Oh, man, I'm really sorry to hear this news. I'll definitely check out the blog in memory of your dad. Hope you and your family are doing OK.
You are very fortunate to have had such a father, and your children such a grandfather, and your husband such a father in law. I, like the rest, am so sad you lost him. I am also very happy and smiling though, to meet even belatedly, your father and see how wonderful he is. It's not surprising to me at all, considering I think you're the cats meow. Your apple didn't fall far Mignon.
Oh Sweetie! I'm so incredibly sorry about this. My dad has had prostate cancer and it is a BASTARD! Thinking about you tonight.
Oh, now I know where you have been. In a necessary place.
My dad died too, two years ago.
You are a strong woman. Someone I'd want in my corner.
Mignon, peace to you and your family. I'm so glad your dad got to see your brother's wedding. I'm sure it meant a lot to all of you.
And I love the photo of him with Madeleine and Quinn.

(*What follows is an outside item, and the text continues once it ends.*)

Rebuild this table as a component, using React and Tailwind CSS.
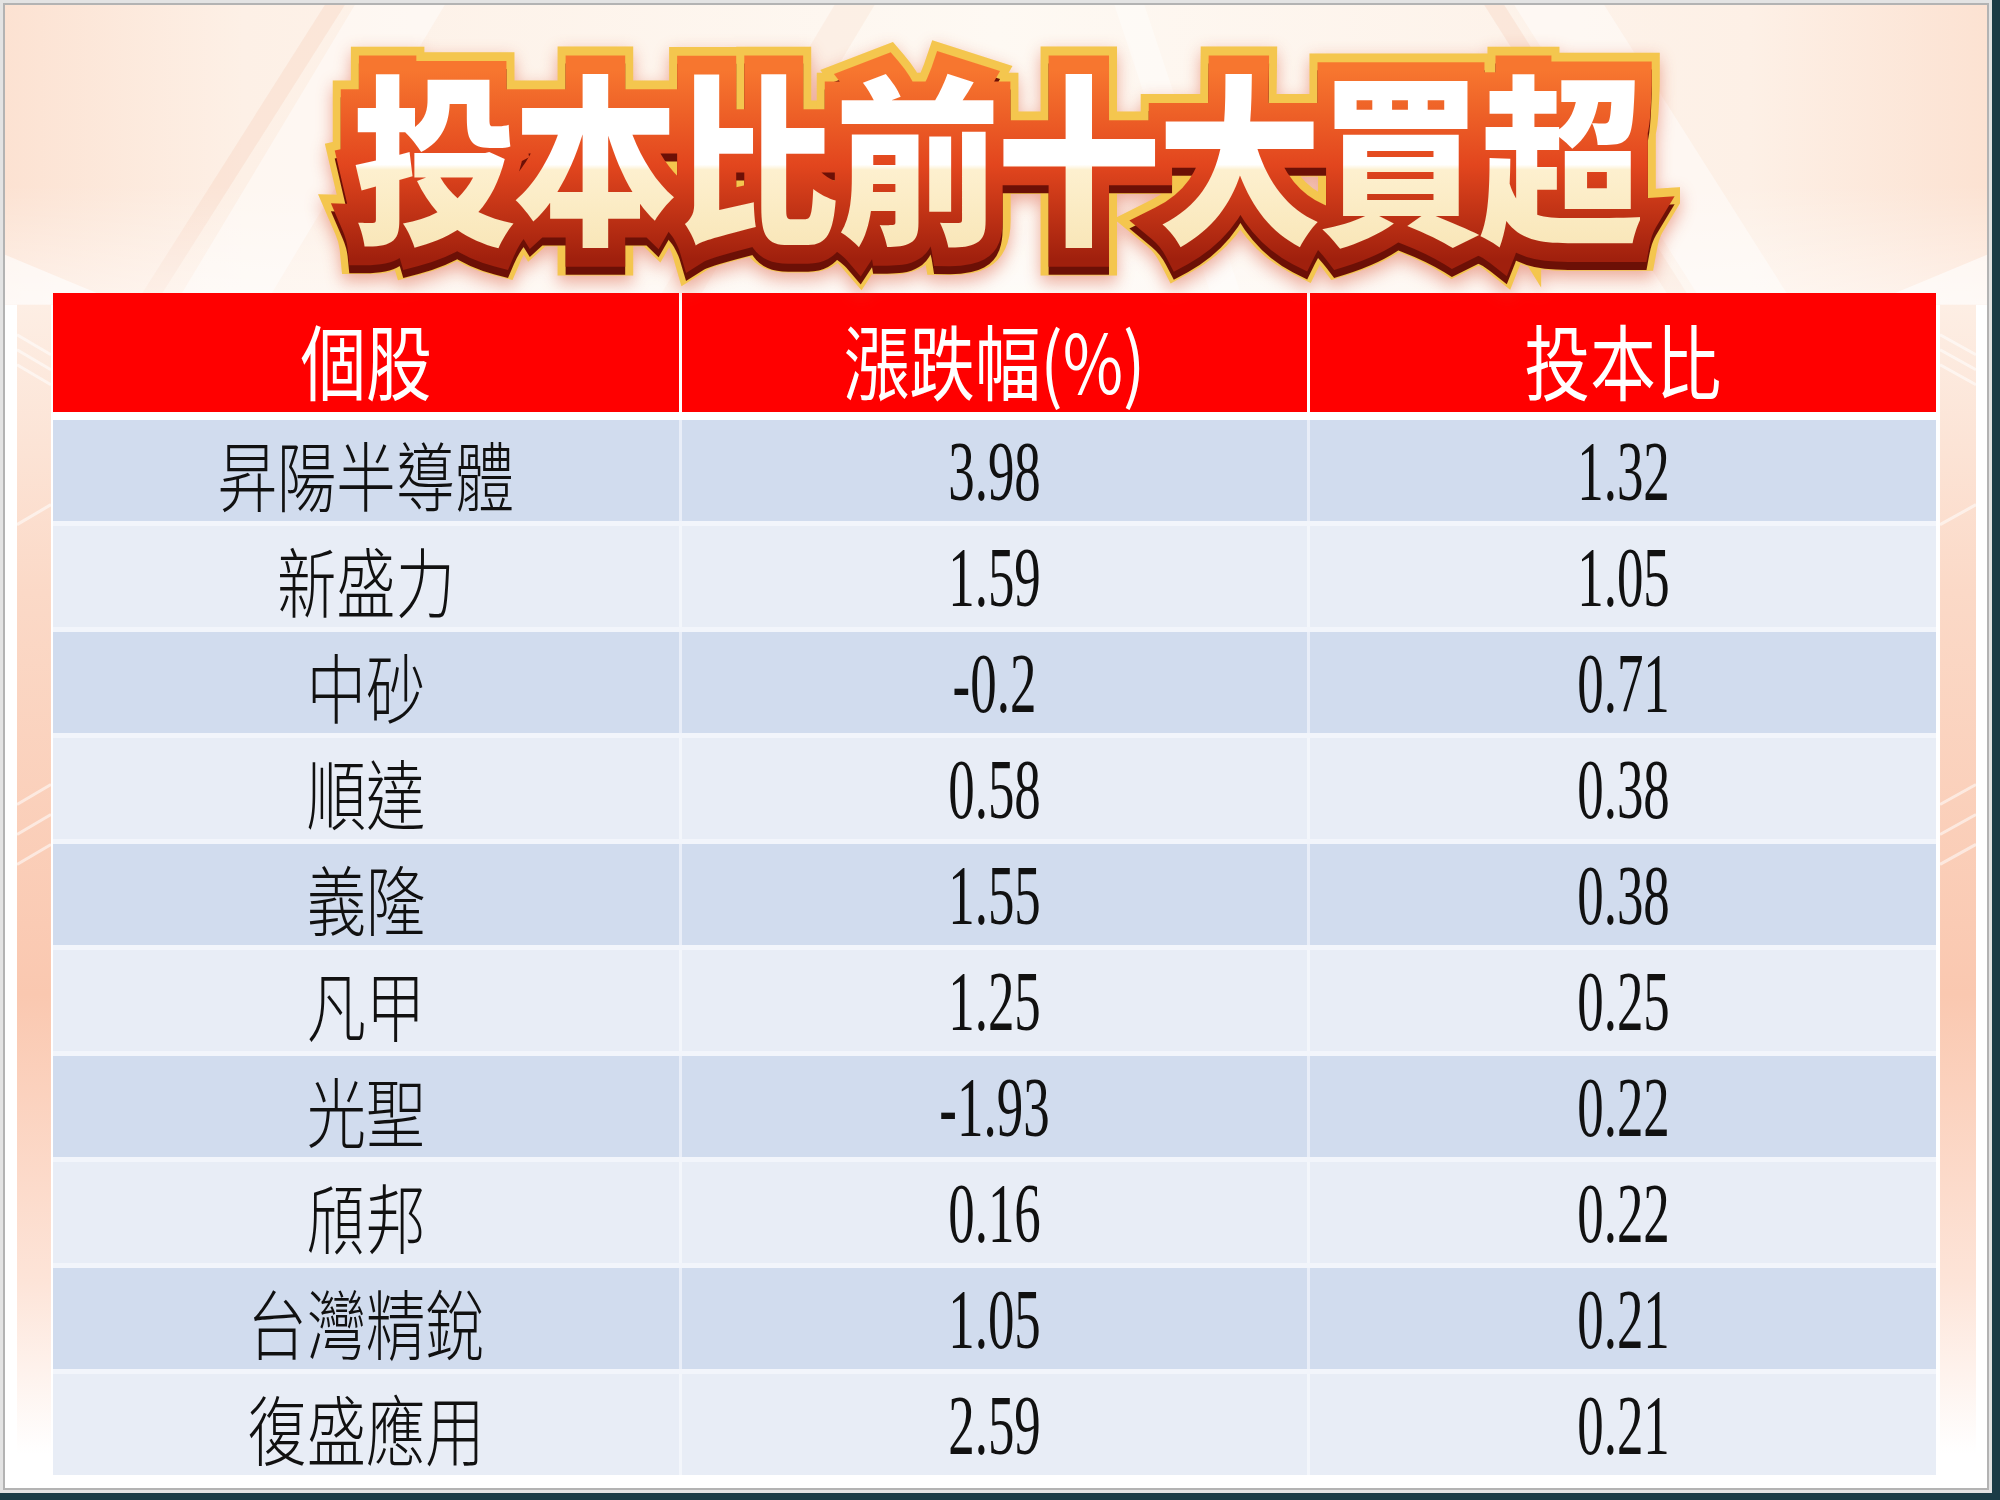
import React from "react";

const rows = [
  ["昇陽半導體", "3.98", "1.32"],
  ["新盛力", "1.59", "1.05"],
  ["中砂", "-0.2", "0.71"],
  ["順達", "0.58", "0.38"],
  ["義隆", "1.55", "0.38"],
  ["凡甲", "1.25", "0.25"],
  ["光聖", "-1.93", "0.22"],
  ["頎邦", "0.16", "0.22"],
  ["台灣精銳", "1.05", "0.21"],
  ["復盛應用", "2.59", "0.21"],
];

const TITLE = "投本比前十大買超";

// soft peach rays + side strips behind the card content
const Backdrop = () => (
  <svg className="absolute inset-0 w-full h-full" viewBox="0 0 1983 1484" preserveAspectRatio="none">
    <defs>
      <linearGradient id="topbg" x1="0" y1="0" x2="1" y2="0">
        <stop offset="0" stopColor="#fce2d2" />
        <stop offset="0.12" stopColor="#fdf0e6" />
        <stop offset="0.5" stopColor="#fef9f3" />
        <stop offset="0.88" stopColor="#fdf0e6" />
        <stop offset="1" stopColor="#fce2d2" />
      </linearGradient>
      <linearGradient id="fade" x1="0" y1="0" x2="0" y2="1">
        <stop offset="0" stopColor="#fff" stopOpacity="0" />
        <stop offset="1" stopColor="#fff" stopOpacity="0.5" />
      </linearGradient>
      <linearGradient id="strip" x1="0" y1="0" x2="0" y2="1">
        <stop offset="0" stopColor="#fdeee4" />
        <stop offset="0.25" stopColor="#fbd9c7" />
        <stop offset="0.6" stopColor="#fac8b0" />
        <stop offset="0.85" stopColor="#fde4d8" />
        <stop offset="1" stopColor="#ffffff" />
      </linearGradient>
    </defs>
    <rect x="0" y="0" width="1983" height="300" fill="url(#topbg)" />
    <polygon points="0,250 120,300 0,300" fill="#ffffff" opacity="0.6" />
    <polygon points="1983,250 1863,300 1983,300" fill="#ffffff" opacity="0.6" />
    <polygon points="320,0 340,0 150,300 130,300" fill="#f6d2bc" opacity="0.35" />
    <polygon points="350,0 440,0 260,300 170,300" fill="#ffffff" opacity="0.45" />
    <polygon points="830,0 870,0 690,300 650,300" fill="#fbe4d4" opacity="0.4" />
    <polygon points="1110,0 1140,0 1240,300 1210,300" fill="#ffffff" opacity="0.4" />
    <polygon points="1480,0 1500,0 1690,300 1670,300" fill="#f6d2bc" opacity="0.35" />
    <polygon points="1510,0 1600,0 1790,300 1700,300" fill="#ffffff" opacity="0.45" />
    <rect x="0" y="180" width="1983" height="120" fill="url(#fade)" />
    <rect x="12" y="300" width="34" height="1150" fill="url(#strip)" />
    <rect x="1936" y="300" width="36" height="1150" fill="url(#strip)" />
    <g stroke="#ffffff" strokeWidth="3" opacity="0.55">
      <line x1="12" y1="330" x2="46" y2="350" />
      <line x1="12" y1="345" x2="46" y2="365" />
      <line x1="12" y1="360" x2="46" y2="380" />
      <line x1="12" y1="520" x2="46" y2="500" />
      <line x1="12" y1="800" x2="46" y2="780" />
      <line x1="12" y1="830" x2="46" y2="810" />
      <line x1="12" y1="860" x2="46" y2="840" />
      <line x1="1936" y1="330" x2="1972" y2="350" />
      <line x1="1936" y1="345" x2="1972" y2="365" />
      <line x1="1936" y1="360" x2="1972" y2="380" />
      <line x1="1936" y1="520" x2="1972" y2="500" />
      <line x1="1936" y1="800" x2="1972" y2="780" />
      <line x1="1936" y1="830" x2="1972" y2="810" />
      <line x1="1936" y1="860" x2="1972" y2="840" />
    </g>
  </svg>
);

// outline layers are pseudo-elements so the title stays one real text
const Title = () => (
  <div className="scale-y-[1.1] [filter:drop-shadow(0_6px_8px_rgba(214,70,40,0.45))]">
    <span
      data-t={TITLE}
      className="relative isolate inline-block p-[40px] whitespace-nowrap text-[165px] leading-none font-black tracking-[-4px] font-['Noto_Sans_CJK_TC','Noto_Sans_CJK_SC',sans-serif] before:content-[attr(data-t)] before:absolute before:inset-0 before:p-[40px] before:-z-20 before:text-[#f4c64e] before:[-webkit-text-stroke:50px_#f4c64e] after:content-[attr(data-t)] after:absolute after:inset-0 after:p-[40px] after:-z-10 after:translate-y-[7px] after:text-[#6c1006] after:[-webkit-text-stroke:34px_#6c1006]"
    >
      <span
        data-t={TITLE}
        className="relative isolate block before:content-[attr(data-t)] before:absolute before:-inset-[40px] before:p-[40px] before:-z-10 before:text-transparent before:[-webkit-text-stroke:34px_transparent] before:bg-[image:linear-gradient(180deg,#f7762f_0%,#f7762f_20%,#e2461e_55%,#a0200d_90%)] before:[-webkit-background-clip:text] before:[background-clip:text]"
      >
        <span className="relative text-transparent bg-[image:linear-gradient(180deg,#ffffff_0%,#ffffff_55%,#fdf0cf_57%,#f7e2ae_100%)] [-webkit-background-clip:text] [background-clip:text]">
          {TITLE}
        </span>
      </span>
    </span>
  </div>
);

export default function App() {
  return (
    <div className="w-[2000px] h-[1500px] bg-[#1b3c46]">
      <div className="w-[1992px] h-[1493px] bg-[#e3e3e3] p-[3px]">
        <div className="relative h-full border-2 border-[#b3b3b3] bg-white overflow-hidden">
          <Backdrop />
          <div className="relative">
            {/* title */}
            <div className="h-[288px] flex justify-center items-center pt-[4px]">
              <Title />
            </div>

            {/* table */}
            <div className="ml-[48px] w-[1883px]">
              <div className="grid grid-cols-3 gap-x-[3px] h-[119px] bg-white">
                {["個股", "漲跌幅(%)", "投本比"].map((h) => (
                  <div key={h} className="bg-[#ff0000] flex items-center justify-center pt-[12px]">
                    <span className="inline-block scale-x-[0.8] text-white text-[82px] leading-none font-['Noto_Sans_CJK_TC','Noto_Sans_CJK_SC',sans-serif]">
                      {h}
                    </span>
                  </div>
                ))}
              </div>
              <div className="mt-[8px] flex flex-col gap-y-[5px] bg-[#f2f5fb]">
                {rows.map((r, i) => (
                  <div
                    key={r[0]}
                    className={`grid grid-cols-3 gap-x-[3px] h-[101px] ${
                      i % 2 === 0 ? "bg-[#e9eef8]" : "bg-[#f3f6fb]"
                    }`}
                  >
                    <div className={`flex items-center justify-center pt-[4px] ${i % 2 === 0 ? "bg-[#d1dcee]" : "bg-[#e8edf6]"}`}>
                      <span className="inline-block scale-x-[0.78] text-[#111] text-[76px] leading-none font-light font-['Noto_Sans_CJK_TC','Noto_Sans_CJK_SC',sans-serif]">
                        {r[0]}
                      </span>
                    </div>
                    {[r[1], r[2]].map((v, j) => (
                      <div key={j} className={`flex items-center justify-center pt-[2px] ${i % 2 === 0 ? "bg-[#d1dcee]" : "bg-[#e8edf6]"}`}>
                        <span className="inline-block scale-x-[0.63] text-[#111] text-[84px] leading-none font-['Liberation_Serif',serif]">
                          {v}
                        </span>
                      </div>
                    ))}
                  </div>
                ))}
              </div>
            </div>
          </div>
        </div>
      </div>
    </div>
  );
}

Hi, M, just read Feral's heads-up on this. Here are my condolences too, but just sitting here typing them doesn't seem to be enough. I wish you the best right now. Keep washing, rinsing and repeating, because that's what really matters.
Love ya.
I'm so sorry.
Mignon, I am so sorry. I read the obit on his blog and also the other entries. I can see why you will miss him greatly.
((( )))
I'm a fairly new reader, but please accept my sympathies. They are nonetheless sincere.
Oh Mignon, I am so sorry. You have my deepest condolences. I wish I could offer more than that. Much love to you.
oh my god.
Mignon.
what a blow. I'm just so fucking sorry. I wish there were good, perfect words I could use right now to help. If only.
I can send lame-ass internet hugs, so I will. and love and care and concern.
you will always have a listening ear on my end if you want to talk.
So sorry....
I went to your dad's Web site and that is one amazing obit and an inspired life. Sorry it ended so soon and that your children won't know him as they grow.
Sobering thought for me, the Grrrl who still thinks she's 19--my brother is a year older than your dad...Life is too short.